### Directions
Using the material that follows, identify and copy each line with the string "React".

### Listing
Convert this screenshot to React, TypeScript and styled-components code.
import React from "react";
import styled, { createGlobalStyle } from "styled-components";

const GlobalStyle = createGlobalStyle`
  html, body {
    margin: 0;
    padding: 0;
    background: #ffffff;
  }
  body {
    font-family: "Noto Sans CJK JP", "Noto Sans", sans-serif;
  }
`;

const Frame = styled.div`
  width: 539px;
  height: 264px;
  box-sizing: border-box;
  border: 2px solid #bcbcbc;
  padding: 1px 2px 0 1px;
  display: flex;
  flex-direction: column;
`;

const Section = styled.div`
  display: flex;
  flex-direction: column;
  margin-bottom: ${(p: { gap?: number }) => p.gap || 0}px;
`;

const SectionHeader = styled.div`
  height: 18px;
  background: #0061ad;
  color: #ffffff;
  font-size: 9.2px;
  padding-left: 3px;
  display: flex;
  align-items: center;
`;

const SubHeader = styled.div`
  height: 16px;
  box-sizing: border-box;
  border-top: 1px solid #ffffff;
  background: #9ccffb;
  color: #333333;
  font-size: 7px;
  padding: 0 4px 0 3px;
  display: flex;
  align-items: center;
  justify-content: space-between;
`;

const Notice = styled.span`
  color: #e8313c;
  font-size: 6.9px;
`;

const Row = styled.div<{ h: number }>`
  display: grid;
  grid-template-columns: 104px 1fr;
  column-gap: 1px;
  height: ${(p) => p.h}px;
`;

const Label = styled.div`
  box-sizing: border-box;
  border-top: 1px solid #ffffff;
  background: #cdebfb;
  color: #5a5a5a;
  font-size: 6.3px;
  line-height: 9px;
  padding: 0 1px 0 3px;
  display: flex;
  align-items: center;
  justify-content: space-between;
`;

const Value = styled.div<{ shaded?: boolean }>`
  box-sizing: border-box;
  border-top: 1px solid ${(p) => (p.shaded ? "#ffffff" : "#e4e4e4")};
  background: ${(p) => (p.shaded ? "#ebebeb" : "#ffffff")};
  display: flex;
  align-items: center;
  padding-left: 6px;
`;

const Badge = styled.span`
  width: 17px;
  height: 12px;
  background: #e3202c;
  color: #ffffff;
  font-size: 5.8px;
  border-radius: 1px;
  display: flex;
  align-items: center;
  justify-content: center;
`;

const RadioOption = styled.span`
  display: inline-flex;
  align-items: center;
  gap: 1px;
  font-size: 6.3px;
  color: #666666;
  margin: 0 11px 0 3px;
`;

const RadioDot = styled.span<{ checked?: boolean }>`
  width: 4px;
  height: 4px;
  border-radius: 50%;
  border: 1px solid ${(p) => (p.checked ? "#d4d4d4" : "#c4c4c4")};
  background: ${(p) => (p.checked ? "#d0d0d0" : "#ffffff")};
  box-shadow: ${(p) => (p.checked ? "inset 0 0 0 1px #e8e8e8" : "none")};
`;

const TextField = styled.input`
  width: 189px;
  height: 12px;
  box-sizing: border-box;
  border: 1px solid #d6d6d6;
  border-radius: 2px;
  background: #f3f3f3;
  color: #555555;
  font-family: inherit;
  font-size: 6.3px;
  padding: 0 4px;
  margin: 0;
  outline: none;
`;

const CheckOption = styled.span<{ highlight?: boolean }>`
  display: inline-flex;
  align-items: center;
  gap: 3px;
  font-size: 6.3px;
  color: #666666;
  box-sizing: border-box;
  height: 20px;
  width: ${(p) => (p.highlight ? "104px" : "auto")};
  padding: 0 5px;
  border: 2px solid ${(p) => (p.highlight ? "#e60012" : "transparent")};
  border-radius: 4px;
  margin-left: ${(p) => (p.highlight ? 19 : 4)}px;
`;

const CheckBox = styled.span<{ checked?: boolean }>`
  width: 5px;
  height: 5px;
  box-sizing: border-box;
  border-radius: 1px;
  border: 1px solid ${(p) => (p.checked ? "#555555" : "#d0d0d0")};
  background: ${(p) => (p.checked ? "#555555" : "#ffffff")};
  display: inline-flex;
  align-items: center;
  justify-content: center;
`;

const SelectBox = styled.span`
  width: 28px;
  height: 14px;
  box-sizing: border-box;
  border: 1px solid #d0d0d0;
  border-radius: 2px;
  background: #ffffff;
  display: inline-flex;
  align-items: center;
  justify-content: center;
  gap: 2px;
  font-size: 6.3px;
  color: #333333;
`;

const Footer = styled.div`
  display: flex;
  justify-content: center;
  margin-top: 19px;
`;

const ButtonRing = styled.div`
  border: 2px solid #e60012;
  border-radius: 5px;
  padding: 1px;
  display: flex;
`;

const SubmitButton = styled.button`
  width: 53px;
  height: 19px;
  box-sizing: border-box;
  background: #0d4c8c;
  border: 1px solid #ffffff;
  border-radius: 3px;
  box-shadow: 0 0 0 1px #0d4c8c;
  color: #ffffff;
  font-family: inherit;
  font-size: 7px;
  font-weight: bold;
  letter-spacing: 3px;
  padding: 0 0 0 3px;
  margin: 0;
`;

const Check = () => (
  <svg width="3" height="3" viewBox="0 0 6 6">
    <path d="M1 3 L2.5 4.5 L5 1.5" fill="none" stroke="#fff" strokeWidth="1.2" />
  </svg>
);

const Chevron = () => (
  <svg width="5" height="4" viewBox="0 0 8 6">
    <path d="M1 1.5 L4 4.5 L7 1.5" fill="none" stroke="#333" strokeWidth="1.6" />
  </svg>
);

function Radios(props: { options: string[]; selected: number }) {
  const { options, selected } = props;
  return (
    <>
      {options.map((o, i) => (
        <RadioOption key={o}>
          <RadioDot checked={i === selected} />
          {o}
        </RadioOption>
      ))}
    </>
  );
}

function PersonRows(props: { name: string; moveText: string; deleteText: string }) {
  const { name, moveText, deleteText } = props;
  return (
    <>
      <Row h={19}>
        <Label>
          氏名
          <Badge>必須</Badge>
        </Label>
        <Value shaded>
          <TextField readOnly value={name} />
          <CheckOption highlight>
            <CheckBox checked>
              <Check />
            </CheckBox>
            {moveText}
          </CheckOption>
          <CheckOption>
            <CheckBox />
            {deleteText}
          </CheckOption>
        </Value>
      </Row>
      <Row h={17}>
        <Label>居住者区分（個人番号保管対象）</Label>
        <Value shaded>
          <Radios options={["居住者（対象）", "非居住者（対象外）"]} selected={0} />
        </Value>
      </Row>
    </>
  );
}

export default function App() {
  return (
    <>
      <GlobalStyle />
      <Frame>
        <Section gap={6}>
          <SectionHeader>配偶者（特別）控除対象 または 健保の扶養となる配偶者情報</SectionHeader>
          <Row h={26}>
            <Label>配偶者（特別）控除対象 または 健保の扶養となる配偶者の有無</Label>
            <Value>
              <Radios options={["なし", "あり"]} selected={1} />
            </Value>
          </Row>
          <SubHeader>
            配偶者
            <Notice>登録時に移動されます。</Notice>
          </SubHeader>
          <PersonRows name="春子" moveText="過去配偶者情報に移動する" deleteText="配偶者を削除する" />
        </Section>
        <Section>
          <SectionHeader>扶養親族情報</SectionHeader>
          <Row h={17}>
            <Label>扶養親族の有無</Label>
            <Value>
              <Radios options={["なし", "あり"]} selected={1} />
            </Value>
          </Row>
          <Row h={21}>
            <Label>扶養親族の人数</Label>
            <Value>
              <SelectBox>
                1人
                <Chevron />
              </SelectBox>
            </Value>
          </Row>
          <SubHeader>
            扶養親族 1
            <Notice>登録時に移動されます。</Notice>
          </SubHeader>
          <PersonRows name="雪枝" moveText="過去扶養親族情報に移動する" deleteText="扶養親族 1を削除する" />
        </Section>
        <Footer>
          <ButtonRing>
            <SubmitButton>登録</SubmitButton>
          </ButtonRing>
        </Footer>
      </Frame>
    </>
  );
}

==

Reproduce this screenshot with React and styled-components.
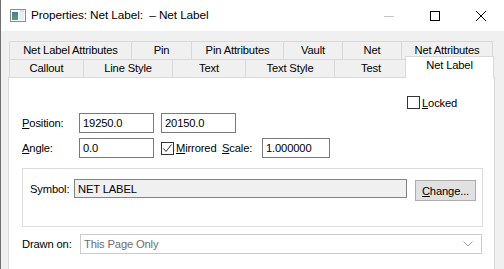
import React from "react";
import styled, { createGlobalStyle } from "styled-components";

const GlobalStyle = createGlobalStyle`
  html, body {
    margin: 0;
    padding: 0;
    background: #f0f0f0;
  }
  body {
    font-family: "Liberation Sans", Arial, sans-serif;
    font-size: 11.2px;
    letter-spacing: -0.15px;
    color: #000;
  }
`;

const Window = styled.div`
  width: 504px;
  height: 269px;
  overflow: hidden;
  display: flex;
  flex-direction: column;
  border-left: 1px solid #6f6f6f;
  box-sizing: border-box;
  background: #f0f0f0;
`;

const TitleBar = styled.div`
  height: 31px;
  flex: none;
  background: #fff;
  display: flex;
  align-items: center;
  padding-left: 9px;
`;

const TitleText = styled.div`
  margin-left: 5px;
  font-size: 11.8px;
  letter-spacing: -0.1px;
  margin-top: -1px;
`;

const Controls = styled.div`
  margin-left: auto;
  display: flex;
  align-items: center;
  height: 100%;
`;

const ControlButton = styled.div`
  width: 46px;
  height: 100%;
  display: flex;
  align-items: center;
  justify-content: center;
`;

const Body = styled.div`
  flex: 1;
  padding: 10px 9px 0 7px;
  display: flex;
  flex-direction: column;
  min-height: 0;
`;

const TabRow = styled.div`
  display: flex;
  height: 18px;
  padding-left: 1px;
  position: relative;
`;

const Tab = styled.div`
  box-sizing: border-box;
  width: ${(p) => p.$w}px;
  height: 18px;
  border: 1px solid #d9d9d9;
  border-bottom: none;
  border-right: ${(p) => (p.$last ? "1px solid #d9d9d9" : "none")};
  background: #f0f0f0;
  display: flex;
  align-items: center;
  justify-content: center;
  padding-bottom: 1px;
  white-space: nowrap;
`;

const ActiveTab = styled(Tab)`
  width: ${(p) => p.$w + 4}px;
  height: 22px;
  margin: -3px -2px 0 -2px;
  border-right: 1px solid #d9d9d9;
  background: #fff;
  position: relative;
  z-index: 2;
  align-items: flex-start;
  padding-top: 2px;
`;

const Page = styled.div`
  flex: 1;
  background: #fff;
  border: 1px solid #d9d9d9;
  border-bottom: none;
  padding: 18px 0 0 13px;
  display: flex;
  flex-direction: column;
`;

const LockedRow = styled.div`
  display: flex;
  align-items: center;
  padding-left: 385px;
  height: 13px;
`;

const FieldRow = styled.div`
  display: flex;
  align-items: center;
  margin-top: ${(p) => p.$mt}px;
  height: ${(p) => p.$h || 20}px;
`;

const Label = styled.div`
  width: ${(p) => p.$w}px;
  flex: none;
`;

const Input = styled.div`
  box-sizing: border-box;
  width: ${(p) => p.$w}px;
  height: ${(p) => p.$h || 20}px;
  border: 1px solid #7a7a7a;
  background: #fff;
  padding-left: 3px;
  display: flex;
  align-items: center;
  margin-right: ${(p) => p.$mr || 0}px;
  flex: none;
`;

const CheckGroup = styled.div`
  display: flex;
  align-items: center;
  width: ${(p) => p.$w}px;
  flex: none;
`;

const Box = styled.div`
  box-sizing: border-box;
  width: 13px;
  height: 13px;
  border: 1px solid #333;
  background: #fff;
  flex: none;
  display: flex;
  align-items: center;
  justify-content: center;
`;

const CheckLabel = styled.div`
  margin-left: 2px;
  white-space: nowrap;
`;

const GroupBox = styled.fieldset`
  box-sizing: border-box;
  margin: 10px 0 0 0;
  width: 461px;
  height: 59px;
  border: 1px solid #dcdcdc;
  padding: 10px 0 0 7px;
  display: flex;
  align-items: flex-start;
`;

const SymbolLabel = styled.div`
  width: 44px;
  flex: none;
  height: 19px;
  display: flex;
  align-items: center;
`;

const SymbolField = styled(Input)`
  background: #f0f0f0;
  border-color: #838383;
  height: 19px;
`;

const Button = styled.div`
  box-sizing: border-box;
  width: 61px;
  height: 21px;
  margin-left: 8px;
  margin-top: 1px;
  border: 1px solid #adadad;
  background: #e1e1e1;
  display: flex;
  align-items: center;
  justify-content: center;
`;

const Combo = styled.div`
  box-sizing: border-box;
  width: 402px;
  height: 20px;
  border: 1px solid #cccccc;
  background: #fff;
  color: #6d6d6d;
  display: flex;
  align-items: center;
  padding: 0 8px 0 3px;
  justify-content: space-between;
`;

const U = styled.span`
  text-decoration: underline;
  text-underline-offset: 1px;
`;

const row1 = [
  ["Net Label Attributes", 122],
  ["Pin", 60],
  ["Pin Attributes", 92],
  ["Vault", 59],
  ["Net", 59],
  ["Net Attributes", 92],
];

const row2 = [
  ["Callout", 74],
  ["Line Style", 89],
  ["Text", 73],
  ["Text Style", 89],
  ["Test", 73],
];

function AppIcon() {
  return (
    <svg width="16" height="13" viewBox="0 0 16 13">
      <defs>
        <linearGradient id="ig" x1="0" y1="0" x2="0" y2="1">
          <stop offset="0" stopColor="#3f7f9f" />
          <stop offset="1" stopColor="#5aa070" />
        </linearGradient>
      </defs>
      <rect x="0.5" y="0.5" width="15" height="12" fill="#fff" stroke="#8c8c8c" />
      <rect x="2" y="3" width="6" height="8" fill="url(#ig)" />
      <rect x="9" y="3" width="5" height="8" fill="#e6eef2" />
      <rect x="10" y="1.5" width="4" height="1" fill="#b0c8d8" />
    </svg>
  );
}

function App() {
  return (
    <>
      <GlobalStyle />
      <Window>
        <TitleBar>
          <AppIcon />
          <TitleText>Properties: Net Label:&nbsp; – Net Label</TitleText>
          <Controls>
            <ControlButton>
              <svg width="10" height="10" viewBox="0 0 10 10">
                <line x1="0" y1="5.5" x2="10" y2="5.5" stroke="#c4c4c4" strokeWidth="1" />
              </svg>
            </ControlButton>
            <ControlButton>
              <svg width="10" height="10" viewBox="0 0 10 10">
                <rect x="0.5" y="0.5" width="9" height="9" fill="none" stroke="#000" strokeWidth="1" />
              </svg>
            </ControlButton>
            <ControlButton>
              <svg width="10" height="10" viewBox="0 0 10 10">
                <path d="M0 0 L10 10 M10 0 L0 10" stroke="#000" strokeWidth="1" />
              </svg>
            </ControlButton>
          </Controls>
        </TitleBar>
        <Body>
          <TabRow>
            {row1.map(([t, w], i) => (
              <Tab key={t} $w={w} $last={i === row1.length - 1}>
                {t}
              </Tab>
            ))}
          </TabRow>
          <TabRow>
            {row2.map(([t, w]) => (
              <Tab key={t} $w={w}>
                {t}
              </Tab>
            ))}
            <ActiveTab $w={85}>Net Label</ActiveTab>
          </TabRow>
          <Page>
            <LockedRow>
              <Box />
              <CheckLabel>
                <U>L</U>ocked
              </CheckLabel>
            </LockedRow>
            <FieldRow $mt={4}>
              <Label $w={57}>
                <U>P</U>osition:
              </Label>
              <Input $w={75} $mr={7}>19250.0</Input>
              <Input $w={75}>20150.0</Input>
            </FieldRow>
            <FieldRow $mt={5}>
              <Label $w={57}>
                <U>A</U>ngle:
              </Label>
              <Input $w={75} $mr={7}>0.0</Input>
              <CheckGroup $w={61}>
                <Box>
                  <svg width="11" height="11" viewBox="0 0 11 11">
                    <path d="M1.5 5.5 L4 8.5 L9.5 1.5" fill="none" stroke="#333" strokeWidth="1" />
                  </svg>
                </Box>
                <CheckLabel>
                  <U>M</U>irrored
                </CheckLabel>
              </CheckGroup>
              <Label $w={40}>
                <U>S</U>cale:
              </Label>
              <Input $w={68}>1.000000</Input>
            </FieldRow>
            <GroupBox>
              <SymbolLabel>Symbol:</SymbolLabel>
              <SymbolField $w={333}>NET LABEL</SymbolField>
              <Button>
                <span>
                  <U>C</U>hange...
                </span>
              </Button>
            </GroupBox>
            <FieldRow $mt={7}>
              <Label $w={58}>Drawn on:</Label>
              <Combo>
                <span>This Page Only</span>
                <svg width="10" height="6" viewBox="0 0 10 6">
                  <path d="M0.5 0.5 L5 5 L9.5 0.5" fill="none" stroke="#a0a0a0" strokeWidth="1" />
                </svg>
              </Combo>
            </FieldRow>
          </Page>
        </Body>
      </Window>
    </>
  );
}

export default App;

### Correct answer
Convert this screenshot to React, TypeScript and styled-components code.
import React from "react";
Reproduce this screenshot with React and styled-components.
import React from "react";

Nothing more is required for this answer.